New DIR fee rules eliminate clawbacks, but may create cashflow challenges for pharmacies in the first half of 2024.
By this point, pharmacists are well aware of the direct and indirect remuneration (DIR) fee changes that will be implemented at the start of 2024: The Center for Medicare and Medicaid Services (CMS) has issued a final rule eliminating pharmacy benefit managers (PBMs) retroactive application of DIR fees, requiring instead that these fees are reflected in the negotiated price the patient pays at the pharmacy counter. The belief by CMS is that it will create greater transparency for patients and pharmacies—though not everyone is excited about the change.

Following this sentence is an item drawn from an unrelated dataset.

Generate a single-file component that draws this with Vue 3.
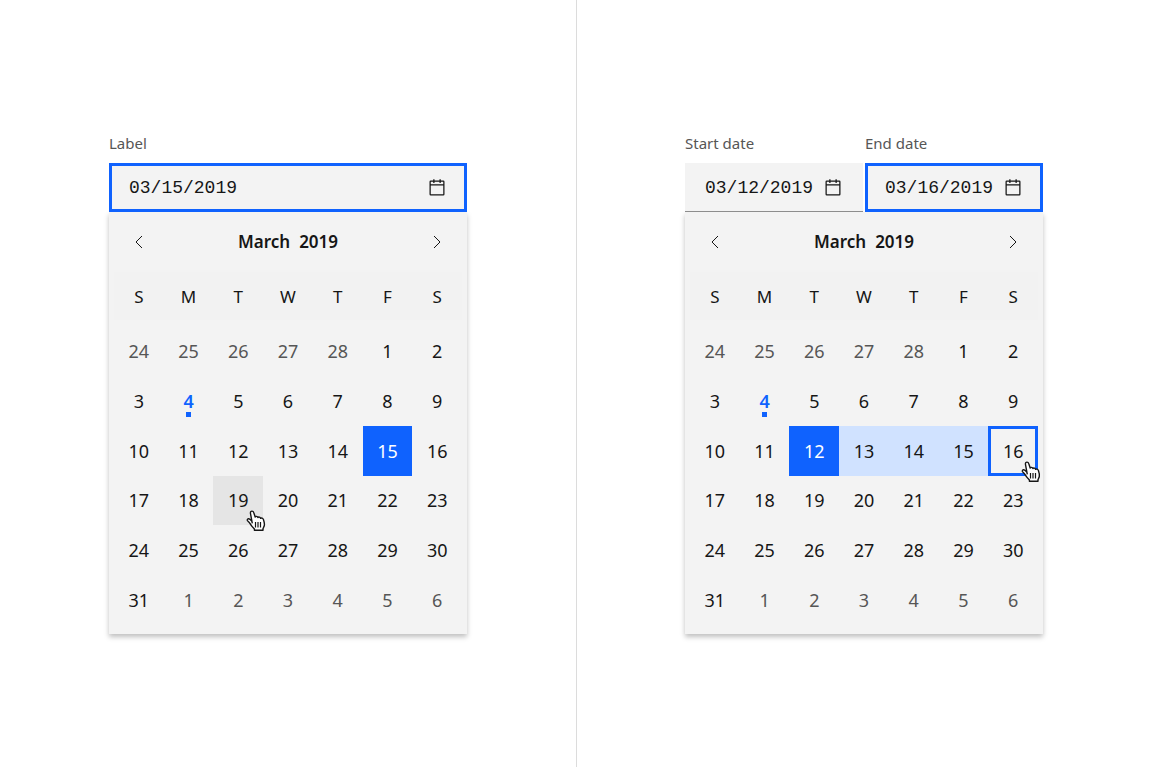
<script setup>
import { ref } from 'vue'

const weekdays = ['S', 'M', 'T', 'W', 'T', 'F', 'S']

function buildMonth(states) {
  const days = []
  for (let d = 24; d <= 28; d++) days.push({ day: d, state: 'outside' })
  for (let d = 1; d <= 31; d++) days.push({ day: d, state: states[d] || '' })
  for (let d = 1; d <= 6; d++) days.push({ day: d, state: 'outside' })
  const weeks = []
  for (let i = 0; i < days.length; i += 7) weeks.push(days.slice(i, i + 7))
  return weeks
}

const pickers = ref([
  {
    id: 'single',
    fields: [{ id: 'date', label: 'Label', value: '03/15/2019', focused: true }],
    weeks: buildMonth({ 4: 'today', 15: 'selected', 19: 'hover' }),
    cursorDay: 19,
  },
  {
    id: 'range',
    fields: [
      { id: 'start', label: 'Start date', value: '03/12/2019', focused: false },
      { id: 'end', label: 'End date', value: '03/16/2019', focused: true },
    ],
    weeks: buildMonth({ 4: 'today', 12: 'selected', 13: 'between', 14: 'between', 15: 'between', 16: 'outlined' }),
    cursorDay: 16,
  },
])
</script>

<template>
  <main class="page">
    <section v-for="picker in pickers" :key="picker.id" class="half">
      <div class="picker">
        <div class="fields">
          <div v-for="field in picker.fields" :key="field.id" class="field">
            <label class="field-label" :for="field.id">{{ field.label }}</label>
            <div class="control" :class="{ focused: field.focused }">
              <input :id="field.id" v-model="field.value" class="input" type="text" />
              <svg class="calendar-icon" viewBox="0 0 32 32" aria-hidden="true">
                <path d="M26 4h-4V2h-2v2h-8V2h-2v2H6a2 2 0 0 0-2 2v20a2 2 0 0 0 2 2h20a2 2 0 0 0 2-2V6a2 2 0 0 0-2-2zm0 22H6V12h20zm0-16H6V6h4v2h2V6h8v2h2V6h4z" />
              </svg>
            </div>
          </div>
        </div>

        <div class="panel">
          <header class="month-bar">
            <button class="nav" type="button" aria-label="Previous month">
              <svg viewBox="0 0 20 20" aria-hidden="true"><path d="m13 4-6 6 6 6" /></svg>
            </button>
            <h2 class="month"><span>March</span><span>2019</span></h2>
            <button class="nav" type="button" aria-label="Next month">
              <svg viewBox="0 0 20 20" aria-hidden="true"><path d="m7 4 6 6-6 6" /></svg>
            </button>
          </header>

          <table class="calendar">
            <thead>
              <tr class="weekdays">
                <th v-for="(name, i) in weekdays" :key="i" scope="col">{{ name }}</th>
              </tr>
            </thead>
            <tbody>
              <tr v-for="(week, w) in picker.weeks" :key="w">
                <td v-for="(cell, c) in week" :key="c">
                  <button type="button" class="day" :class="cell.state">{{ cell.day }}</button>
                  <svg
                    v-if="cell.day === picker.cursorDay"
                    class="cursor"
                    viewBox="0 0 20 22"
                    aria-hidden="true"
                  >
                    <path
                      class="hand"
                      d="M6.3 13.4 4.5 3.600C4.200 1.900 5 1.100 6 1.100c.9 0 1.500.6 1.800 1.600L9.200 7c.3-.9 2.200-.9 2.700.5.7-.8 2.300-.5 2.700.8.9-.6 2.300-.2 2.800 1.100.7 2 1.400 4 .9 6.100-.3 1.400-1 2.200-1.300 3.200v1.600H8.400v-1.400c-1.500-1.500-3.300-3.400-4.500-5.600-.6-1-1.700-1.800-2.400-2.700-.6-.9.2-2 1.300-1.800 1.200.2 2.200 1.500 3 2.400"
                    />
                    <path class="lines" d="M9.500 12v5.500M12 12v5.500M14.500 12v5.500" />
                  </svg>
                </td>
              </tr>
            </tbody>
          </table>
        </div>
      </div>
    </section>
  </main>
</template>

<style>
body {
  margin: 0;
  background: #fff;
}
</style>

<style scoped>
.page {
  display: grid;
  grid-template-columns: 1fr 1fr;
  min-height: 100vh;
  color: #161616;
  font-family: "Noto Sans", "Open Sans", sans-serif;
  font-size: 18px;
}

.half {
  display: flex;
  align-items: center;
  justify-content: center;
}

.half + .half {
  box-shadow: inset 1px 0 #dcdcdc;
}

.picker {
  width: 100%;
  max-width: 358px;
}

.fields {
  position: relative;
  display: flex;
  gap: 2px;
}

.field {
  flex: 1;
  min-width: 0;
}

.field-label {
  display: block;
  margin-bottom: 10px;
  color: #565656;
  font-size: 15px;
  line-height: 20px;
}

.control {
  display: flex;
  align-items: center;
  box-sizing: border-box;
  height: 49px;
  padding: 1px 20px 0;
  background: #f3f3f3;
  border-bottom: 1px solid #8d8d8d;
}

.control.focused {
  padding: 0 17px;
  border: 3px solid #0f62fe;
}

.input {
  flex: 1;
  min-width: 0;
  padding: 0;
  border: 0;
  outline: 0;
  background: none;
  color: #161616;
  font-family: "Liberation Mono", monospace;
  font-size: 18px;
  line-height: 24px;
}

.calendar-icon {
  flex: none;
  width: 20px;
  height: 20px;
  fill: #161616;
}

.panel {
  padding: 0 5px 9px;
  background: #f3f3f3;
  box-shadow: 0 3px 5px rgba(0, 0, 0, 0.25);
}

.month-bar {
  display: flex;
  align-items: center;
  justify-content: space-between;
  height: 60px;
}

.nav {
  display: grid;
  place-items: center;
  width: 50px;
  height: 50px;
  padding: 0;
  border: 0;
  background: none;
}

.nav svg {
  width: 20px;
  height: 20px;
  fill: none;
  stroke: #161616;
}

.month {
  display: flex;
  gap: 9px;
  margin: 0;
  font-size: 17px;
  font-weight: 600;
  line-height: 24px;
}

.calendar {
  display: block;
}

.calendar thead,
.calendar tbody {
  display: block;
}

.calendar tr {
  display: grid;
  grid-template-columns: repeat(7, 1fr);
}

.calendar .weekdays {
  align-items: center;
  height: 48px;
  margin-bottom: 6px;
  background: #f2f2f2;
}

.calendar th {
  padding: 0;
  font-size: 17px;
  font-weight: 400;
  text-align: center;
}

.calendar td {
  position: relative;
  padding: 0;
  aspect-ratio: 1;
}

.day {
  display: block;
  position: relative;
  width: 100%;
  height: 100%;
  padding: 0;
  border: 0;
  background: none;
  color: #161616;
  font-family: inherit;
  font-size: 18px;
  text-align: center;
}

.day.outside {
  color: #565656;
}

.day.today {
  color: #0f62fe;
  font-weight: 600;
}

.day.today::after {
  content: "";
  position: absolute;
  bottom: 9px;
  left: 50%;
  width: 5px;
  height: 5px;
  margin-left: -3px;
  background: #0f62fe;
}

.day.selected {
  background: #0f62fe;
  color: #fff;
}

.day.between {
  background: #d0e2ff;
}

.day.hover {
  background: #e5e5e5;
}

.day.outlined {
  border: 3px solid #0f62fe;
}

.cursor {
  position: absolute;
  z-index: 1;
  right: -3px;
  bottom: -7px;
  width: 20px;
  height: 22px;
  overflow: visible;
  pointer-events: none;
}

.hand {
  fill: #fff;
  stroke: #161616;
  stroke-width: 1.4;
  stroke-linejoin: round;
}

.lines {
  fill: none;
  stroke: #161616;
  stroke-width: 1.2;
}
</style>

Some have referred to this as a “DIR hangover”. Essentially, this hangover is higher up-front DIR fees coupled with lower patient copays, which will lead to cash flow issues and financial pain as all pharmacies will receive a low copay.
“The change may provide some relief to pharmacies on both the state and federal level; however, it will create a financial strain for unprepared pharmacies,” said Christopher Holler, PharmD, a pharmacist at Marley Drug in Winston-Salem, North Carolina. “On January 1, 2024, there will be higher up-front DIR fees which will be paired with lower patient copays. This will lead to cash flow issues in the first 2 quarters of the year. Pharmacies will need to prepare for this decrease in cash-flow.”
A pharmacy’s particular drug mix is more important than ever to the financial health of the business, and incremental improvements on reimbursement for such drugs can have a substantial impact on a pharmacy’s bottom line.
With the change in the definition of negotiated price approved by CMS, many plans have concluded that the previous form of DIR fee performance programs that have been pervasive since 2016.
Steven L. Bennet, a partner in Frier Levitt’s Healthcare Litigation Practice Group, noted the main takeaway from 2024 networks is lower reimbursement for pharmacies across the board, with few exceptions. “Going forward, we have seen several new performance programs funded by pharmacy fees created by PBMs, but it appears few, if any, plan sponsors have signed up for such a program because CMS has stated that these kinds of pharmacy fees would be considered pharmacy price concessions and would therefore be required to be reported by plans as part of the negotiated price of drugs,” Bennet said. “Thus, these pharmacy fee programs would have negative value to plan sponsors.”
One of the most impactful changes is the lower overall reimbursement in 2024. Therefore, with the possibility that reimbursement may vary wildly for certain specialty drugs, any specialty pharmacies that are still negotiating their 2024 Medicare Part D contracts should contact their pharmacy services administrative organization (PSAO) to discuss how to leverage their access to specialty drugs into impactful rate concessions for 2024.
“Pharmacies associated with a PSAO should reach out to their PSAOs for details about their Part D contracts, as these may vary by PSAO and individual pharmacy,” Bennet said. “Pharmacies should always be aware that their PSAOs are responsible for negotiating the best possible contracts with PBMs…[A]PSAO chooses whether or not to accept the terms offered by PBMs, pharmacies should be discussing these decisions with PSAOs and offering feedback regarding those choices.”
DIR fees are one of many ways PBMs or payers, use a loophole to strip away profits from non-chain or independent pharmacies, according to Neil Owens, president and COO of Medicure, a Canadian pharmaceutical company focused on the development of innovative and affordable therapeutics for the US market.
“Currently, half a year after a pharmacy fills a prescription, PBMs can take back money paid to independent pharmacies via DIR fees,” Owens said. “The PBMs claim this is due to the pharmacy’s performance based on quality measures. The charges may be classified as normal administrative, service, and network access fees.”
Because DIR fees are now upfront, there is no longer retroactive clawback which, Owens explained, can be both good and bad. “Because these fees are not known upfront, DIR fees make balancing the books at a pharmacy quite difficult,” he said. “Once DIR fees are applied, a pharmacy will often lose money on a prescription, especially for branded medications. Pharmacies can limit their impact on DIR fees by filling more 90-day fills and primarily filling generics. However, they are often tied to what/how a prescription is written, and many times this is out of their hands.”
Frier Levitt is still advocating for relief for all pharmacies through amendments to the Part D Act, and urge individual pharmacy owners and associations to continue putting pressure on their legislators to vote in favor of such legislation.
“With respect to political changes, every voice being raised to every politician in Congress is necessary to see positive legislative for pharmacies,” Bennet said. “Members of Congress take seriously feedback from their constituents and the more they hear their constituency agreeing on reimbursement relief for pharmacies, the more of a priority that issue becomes. It is crucial that pharmacies continue to write emails and letters, and to call the offices of their elected federal officials, to push for reform.”